At a global level, what role does marketing play in the overall business strategy What are the most important skills and aptitude required for today's marketers
Marketing plays a central role in overall business strategy. Remember Peter Druckers wise observation, The purpose of a company is to create customers. And he added, A business has two and only two basic functions: marketing and innovation. Marketing and innovation produce results: all the rest are costs.
Every company has to decide what markets and customer segments to serve and how to understand their needs, wants, perceptions and preferences so that the company is favoured over its competitors. Clearly, this calls for superior skills in selecting the best markets and customers and fully understanding their conscious needs and unconscious thoughts and emotions. Skills in economic analysis and psychological analysis are very essential aptitudes for marketers, as well as communication skills.
So if marketing is an important business function, why do you think top B-schools in India are reporting a drop in the number of students looking at specialisation in marketing
Marketing is more than an important business function. It is a business philosophy. At Procter & Gamble, marketing is everything from the search for opportunities, for the creation of winning offerings, to their successful pricing, distribution and communication. Indian students may be turning to more specific single skills such as accounting, computer programming, and financial analysis if these are in higher demand and attract higher pay. It is easier to test whether a person has mastered these skills than if a person has mastered marketing skills. All business students will get a pretty good idea of marketing from one or two courses without needing to major in marketing as a specialisation area.

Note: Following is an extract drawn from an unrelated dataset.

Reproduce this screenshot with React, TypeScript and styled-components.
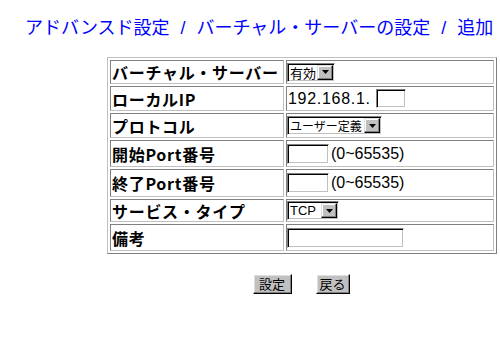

How do think the Internet affects marketing today and how do marketers who have still not cottoned on to the platform cope in the future What is that one piece of advice that you would give to a consultant who is putting together a marketing strategy for a new firm
The Internet has revolutionised marketing. It has given buyers the ability to research products of interest without needing to visit a lot of sellers. It has increased the influence of word-of-mouth coming from other consumers who are using the burgeoning social media (eg, My Space, Facebook, etc.) to influence others.
It has allowed companies to more precisely target their communications and offers to affinity groups and even specific individuals, thereby making more relevant offers. There isnt the space here to list all the ways that the Internet has altered the buying and selling landscape. Therefore my advice to a manager who is putting together a marketing strategy is to factor in all the ways that the new media, in addition to traditional media, can help reach and stimulate customer interest.
Today technology is available to all and is also becoming cheaper. Whenever there is a good idea, many people in the same industry try to imitate it, undermining profits margins in the process. Is there any remedy for that
We can expect many companies to copy any new idea. Suddenly there will be several manufacturers of microwave ovens, cell phones, and other new items. The products may be similar in features and even in prices. Yet it is the task of the company to develop points of relevant differences that go beyond points of parity. Points of difference need to be captured and reflected in the products broad positioning and in its specific value proposition. A smart company doesnt just make a microwave oven but tries to design some features and benefits that are attractive to some clear portion of the buyers. Products can compete on style, durability, reliability, price, speed, safety and other aspects that different customers care about. Customers usually dont toss a coin to make their choice. They make their choice based on rational criteria and less conscious thoughts and emotions.
Generally speaking, how much percentage of the total revenue should be spent on marketing
In others words, what is the connection between finance and marketing
There is no right percentage to spend on marketing as a percentage of total revenue. Perfume companies spend a high percentage (sometimes 50%) and camera companies may spend 3%. Even within camera companies, the percentage may vary greatly. The manufacturers of the more attractive cameras may spend a lower percentage (because word of mouth will be high) or may spend a higher percentage (to capitalise on the cameras superiority).
Most companies try to spend a percentage somewhere close to what they learn their competitors are spending, but this is not necessarily rational. The smart company will determine its objectives regarding how much relative awareness, interest, knowledge, and preference it needs to produce and set the budget that will accomplish its objectives.
India has managed to brand itself quite well, thanks to the software boom. Any advice for marketers who operate in other industries on how they can market themselves and attract global attention
There are probably a number of Indian industries that can capture leading global brand positions. Tata is seeking to establish leadership in the low cost end of automobiles (as well as in the high end if they buy Jaguar). Tata has also done excellent branding of its steel products. India must figure out where its lower labour costs and higher levels of computer education can be put to the best commercial uses. Furniture, food products, banking, and other industries have to be considered. The Indian government should visualise those industries that are most promising and proceed like the French with their system of guided capitalism.